Command line options

database - REQUIRED Path to a local CAZyme database to add UniProt data to.

email - REQUIRED User email address. Required by NCBI.

--batch_size - Size of an individual batch query of NCBI sequence version accessions to NCBI. Default is 150.

--cache_dir - Path to cache dir to be used instead of default cache dir path.

--cazy_synonyms - Path to a JSON file containing accepted CAZy class synonsyms if the default are not sufficient.

--config, -c - Path to a configuration YAML file. Default: None.

--classes - list of classes to retrieve UniProt data for.

--ec_filter - List of EC numbers to limit the retrieval of structure files to proteins with at least one of the given EC numbers in the local CAZyme database.

--families - List of CAZy (sub)families to retrieve UniProt protein data for.

--genbank_accessions - Path to text file containing a list of GenBank accessions to retrieve protein data for. A unique accession per line.

--genera - List of genera to restrict the retrieval of protein to data from UniProt to proteins belonging to one of the given genera.

--kingdoms - List of taxonomy kingdoms to retrieve UniProt data for.

--log, -l - Target path to write out a log file. If not called, no log file is written. Default: None (no log file is written out).

--nodelete_cache - When called, content in the existing cache dir will not be deleted. Default: False (existing content is deleted).

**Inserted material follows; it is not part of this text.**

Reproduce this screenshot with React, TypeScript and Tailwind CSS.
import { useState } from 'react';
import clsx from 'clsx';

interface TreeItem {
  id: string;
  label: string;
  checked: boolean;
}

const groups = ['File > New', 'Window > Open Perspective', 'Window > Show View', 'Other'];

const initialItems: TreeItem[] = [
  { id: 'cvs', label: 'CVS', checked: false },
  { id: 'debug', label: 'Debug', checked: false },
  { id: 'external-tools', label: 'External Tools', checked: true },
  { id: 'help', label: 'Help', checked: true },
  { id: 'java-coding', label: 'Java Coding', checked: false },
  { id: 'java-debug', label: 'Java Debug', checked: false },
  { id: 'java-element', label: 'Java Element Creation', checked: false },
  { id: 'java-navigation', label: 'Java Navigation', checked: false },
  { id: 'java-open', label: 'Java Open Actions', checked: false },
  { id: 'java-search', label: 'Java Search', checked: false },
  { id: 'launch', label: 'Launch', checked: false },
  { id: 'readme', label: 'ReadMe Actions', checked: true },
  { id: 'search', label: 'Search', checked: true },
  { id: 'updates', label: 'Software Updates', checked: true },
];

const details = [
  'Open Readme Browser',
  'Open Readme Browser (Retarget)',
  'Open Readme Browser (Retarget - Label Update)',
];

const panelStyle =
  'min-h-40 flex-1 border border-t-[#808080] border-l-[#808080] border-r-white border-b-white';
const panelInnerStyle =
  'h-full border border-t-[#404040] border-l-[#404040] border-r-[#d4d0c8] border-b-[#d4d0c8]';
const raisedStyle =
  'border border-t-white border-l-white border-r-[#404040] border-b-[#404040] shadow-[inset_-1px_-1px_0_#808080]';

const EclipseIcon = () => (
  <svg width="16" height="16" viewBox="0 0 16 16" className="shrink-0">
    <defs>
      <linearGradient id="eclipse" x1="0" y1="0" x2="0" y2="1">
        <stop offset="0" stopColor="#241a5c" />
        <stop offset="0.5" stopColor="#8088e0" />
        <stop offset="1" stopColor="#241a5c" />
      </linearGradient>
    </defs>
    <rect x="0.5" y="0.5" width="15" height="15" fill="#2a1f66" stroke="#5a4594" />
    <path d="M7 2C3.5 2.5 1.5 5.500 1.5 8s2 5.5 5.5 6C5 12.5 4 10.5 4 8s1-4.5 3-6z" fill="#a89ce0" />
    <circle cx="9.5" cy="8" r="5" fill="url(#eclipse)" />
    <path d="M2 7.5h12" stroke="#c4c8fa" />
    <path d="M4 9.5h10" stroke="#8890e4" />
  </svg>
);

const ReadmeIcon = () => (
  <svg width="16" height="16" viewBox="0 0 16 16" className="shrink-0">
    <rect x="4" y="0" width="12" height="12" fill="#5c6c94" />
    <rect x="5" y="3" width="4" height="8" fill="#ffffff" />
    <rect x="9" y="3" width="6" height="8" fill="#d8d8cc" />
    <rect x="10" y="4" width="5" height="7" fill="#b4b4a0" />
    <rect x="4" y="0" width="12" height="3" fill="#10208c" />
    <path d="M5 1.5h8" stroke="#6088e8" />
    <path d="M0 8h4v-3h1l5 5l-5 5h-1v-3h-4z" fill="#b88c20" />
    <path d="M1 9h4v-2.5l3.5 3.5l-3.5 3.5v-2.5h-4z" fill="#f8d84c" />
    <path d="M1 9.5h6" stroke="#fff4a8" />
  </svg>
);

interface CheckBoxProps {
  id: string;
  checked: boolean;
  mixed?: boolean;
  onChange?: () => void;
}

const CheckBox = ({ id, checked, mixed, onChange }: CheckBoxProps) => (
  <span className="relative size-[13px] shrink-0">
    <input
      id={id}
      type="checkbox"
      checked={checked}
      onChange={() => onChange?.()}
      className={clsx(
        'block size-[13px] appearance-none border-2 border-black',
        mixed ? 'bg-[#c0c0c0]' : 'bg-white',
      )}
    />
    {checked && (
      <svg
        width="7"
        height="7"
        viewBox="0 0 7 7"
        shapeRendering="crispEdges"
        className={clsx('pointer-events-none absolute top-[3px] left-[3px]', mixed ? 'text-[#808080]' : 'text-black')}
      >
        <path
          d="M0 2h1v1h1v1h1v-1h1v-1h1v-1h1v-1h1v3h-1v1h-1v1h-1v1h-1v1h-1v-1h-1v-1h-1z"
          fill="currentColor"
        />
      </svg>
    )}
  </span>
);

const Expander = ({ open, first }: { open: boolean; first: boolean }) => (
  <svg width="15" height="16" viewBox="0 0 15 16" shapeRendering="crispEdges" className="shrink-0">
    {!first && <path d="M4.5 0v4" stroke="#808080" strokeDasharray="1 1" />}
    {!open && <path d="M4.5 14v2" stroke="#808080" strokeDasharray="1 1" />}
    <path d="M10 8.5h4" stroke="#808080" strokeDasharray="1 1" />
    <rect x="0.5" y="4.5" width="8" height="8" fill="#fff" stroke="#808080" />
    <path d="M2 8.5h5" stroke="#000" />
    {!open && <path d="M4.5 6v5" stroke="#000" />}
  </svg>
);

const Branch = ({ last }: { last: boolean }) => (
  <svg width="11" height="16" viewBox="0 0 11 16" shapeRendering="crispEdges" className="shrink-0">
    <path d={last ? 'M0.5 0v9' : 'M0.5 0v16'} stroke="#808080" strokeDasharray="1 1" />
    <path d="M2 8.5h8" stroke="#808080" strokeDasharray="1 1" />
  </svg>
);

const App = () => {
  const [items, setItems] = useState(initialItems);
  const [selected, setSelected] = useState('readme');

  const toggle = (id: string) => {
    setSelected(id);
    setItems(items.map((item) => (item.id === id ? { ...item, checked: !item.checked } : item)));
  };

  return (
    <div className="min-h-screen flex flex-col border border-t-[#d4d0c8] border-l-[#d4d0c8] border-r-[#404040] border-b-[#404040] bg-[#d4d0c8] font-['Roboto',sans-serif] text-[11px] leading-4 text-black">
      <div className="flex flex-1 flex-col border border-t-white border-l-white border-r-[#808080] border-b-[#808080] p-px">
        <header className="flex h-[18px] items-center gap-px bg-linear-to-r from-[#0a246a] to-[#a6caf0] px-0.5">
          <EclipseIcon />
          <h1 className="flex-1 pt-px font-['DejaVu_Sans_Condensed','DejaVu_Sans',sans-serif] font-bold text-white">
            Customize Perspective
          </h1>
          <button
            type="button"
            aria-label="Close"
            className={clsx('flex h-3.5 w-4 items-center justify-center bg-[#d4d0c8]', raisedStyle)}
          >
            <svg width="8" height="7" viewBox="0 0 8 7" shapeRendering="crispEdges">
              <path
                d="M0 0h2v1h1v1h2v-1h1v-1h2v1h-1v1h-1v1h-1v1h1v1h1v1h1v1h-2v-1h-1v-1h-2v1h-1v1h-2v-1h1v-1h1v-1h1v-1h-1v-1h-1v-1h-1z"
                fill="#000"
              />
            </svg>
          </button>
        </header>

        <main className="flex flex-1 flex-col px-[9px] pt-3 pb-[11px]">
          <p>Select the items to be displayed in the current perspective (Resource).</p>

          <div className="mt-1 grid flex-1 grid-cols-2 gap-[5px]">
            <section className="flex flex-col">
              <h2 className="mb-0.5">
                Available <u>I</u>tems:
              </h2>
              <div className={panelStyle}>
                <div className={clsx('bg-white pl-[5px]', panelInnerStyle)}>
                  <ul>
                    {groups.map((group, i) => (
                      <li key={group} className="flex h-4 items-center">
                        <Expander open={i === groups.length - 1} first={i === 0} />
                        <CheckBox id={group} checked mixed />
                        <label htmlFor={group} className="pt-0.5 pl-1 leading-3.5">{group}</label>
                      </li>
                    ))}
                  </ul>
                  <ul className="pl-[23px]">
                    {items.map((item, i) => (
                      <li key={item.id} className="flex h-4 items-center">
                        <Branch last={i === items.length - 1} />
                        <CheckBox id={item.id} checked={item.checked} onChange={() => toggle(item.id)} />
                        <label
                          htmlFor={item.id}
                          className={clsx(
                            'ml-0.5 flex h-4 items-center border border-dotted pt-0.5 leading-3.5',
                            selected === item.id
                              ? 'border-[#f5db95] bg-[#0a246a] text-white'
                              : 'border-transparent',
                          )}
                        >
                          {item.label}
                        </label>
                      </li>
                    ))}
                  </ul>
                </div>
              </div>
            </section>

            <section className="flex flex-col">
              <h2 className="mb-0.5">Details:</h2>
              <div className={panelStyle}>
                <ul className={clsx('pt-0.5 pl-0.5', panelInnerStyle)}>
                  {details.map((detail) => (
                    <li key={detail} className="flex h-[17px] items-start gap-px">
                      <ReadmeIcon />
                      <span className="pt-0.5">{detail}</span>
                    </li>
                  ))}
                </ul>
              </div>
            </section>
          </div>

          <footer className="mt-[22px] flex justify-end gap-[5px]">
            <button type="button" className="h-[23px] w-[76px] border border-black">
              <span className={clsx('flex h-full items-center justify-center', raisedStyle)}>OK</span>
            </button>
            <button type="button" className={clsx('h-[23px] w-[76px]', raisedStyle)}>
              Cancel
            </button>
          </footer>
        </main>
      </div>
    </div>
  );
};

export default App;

--retries, -r - Define the number of times to retry making a connection to CAZy if the connection should fail. Default: 10.

--sql_echo - Set SQLite engine echo parameter to True, causing SQLite to print log messages. Default: False.

--species - List of species (organsim scientific names) to restrict the retrieval of protein to data from UniProt to proteins belonging to one of the given species.

--strains - List of species strains to restrict the retrieval of protein to data from UniProt to proteins belonging to one of the given strains.

--uniprot_accessions - Path to text file containing a list of UniProt accessions to retrieve protein data for. A unique accession per line.

--update_gbk - Update the existing NCBI taxonomy data in records in the Genbanks table already with NCBI taxonomy data. By default, NCBI tax data is only added to records in the Genbanks table if NCBI taxonomy data is not already presented in the record.

--update_taxs - Update existing NCBI taxonomy data in the NcbiTaxs table. By default onlt add new NCBI taxonomy data, do not update (and thus overwrite) existing data.

--use_lineage_cache - Use cached lineage data previously compliled by cazy_webscraper - skips retrieving NCBI Tax and Protein IDs and lineage data from NCBI

--use_protein_ids - Path to plain text file containing a tab delimited list of (1) NCBI Protein ID and (2) NCBI sequence version accession. Used cached NCBI Protein IDs.

--use_tax_ids - Path to plain text file listing a unique NCBI Taxonomy ID per line. Get lineages for cached NCBI Tax IDs.

--verbose, -v - Enable verbose logging. This does not set the SQLite engine echo parameter to True. Default: False.

Basic Usage

The command-line options listed above can be used in combination to customise the retrieval of the NCBI taxonomic classifications for proteins of interest. Some options (e.g. --families and --classes) define the broad group of proteins for which taxonomic data will be retrieved. Others filters (e.g. --species) are used to filter and fine-tune the protein dataset for which data is retrieved.

The --classes, --families, --kingdoms, --genera, --species, and --strains filteres are applied in the exactly same for retrieving data from CAZy, UniProt, and PDB. Examples of using these flags can be found in the cazy_webscraper and cw_get_uniprot_data tutorial in this documentation.

Note

To retrieve taxonomic information for members of specific CAZy subfamilies, list the subfamilies after the --families flag.

Retrieval of NCBI taxonomic classifications

The command for using cazy_webscraper for retrieving taxonomic classifications from the NCBI Taxonomy database is cw_get_ncbi_taxs.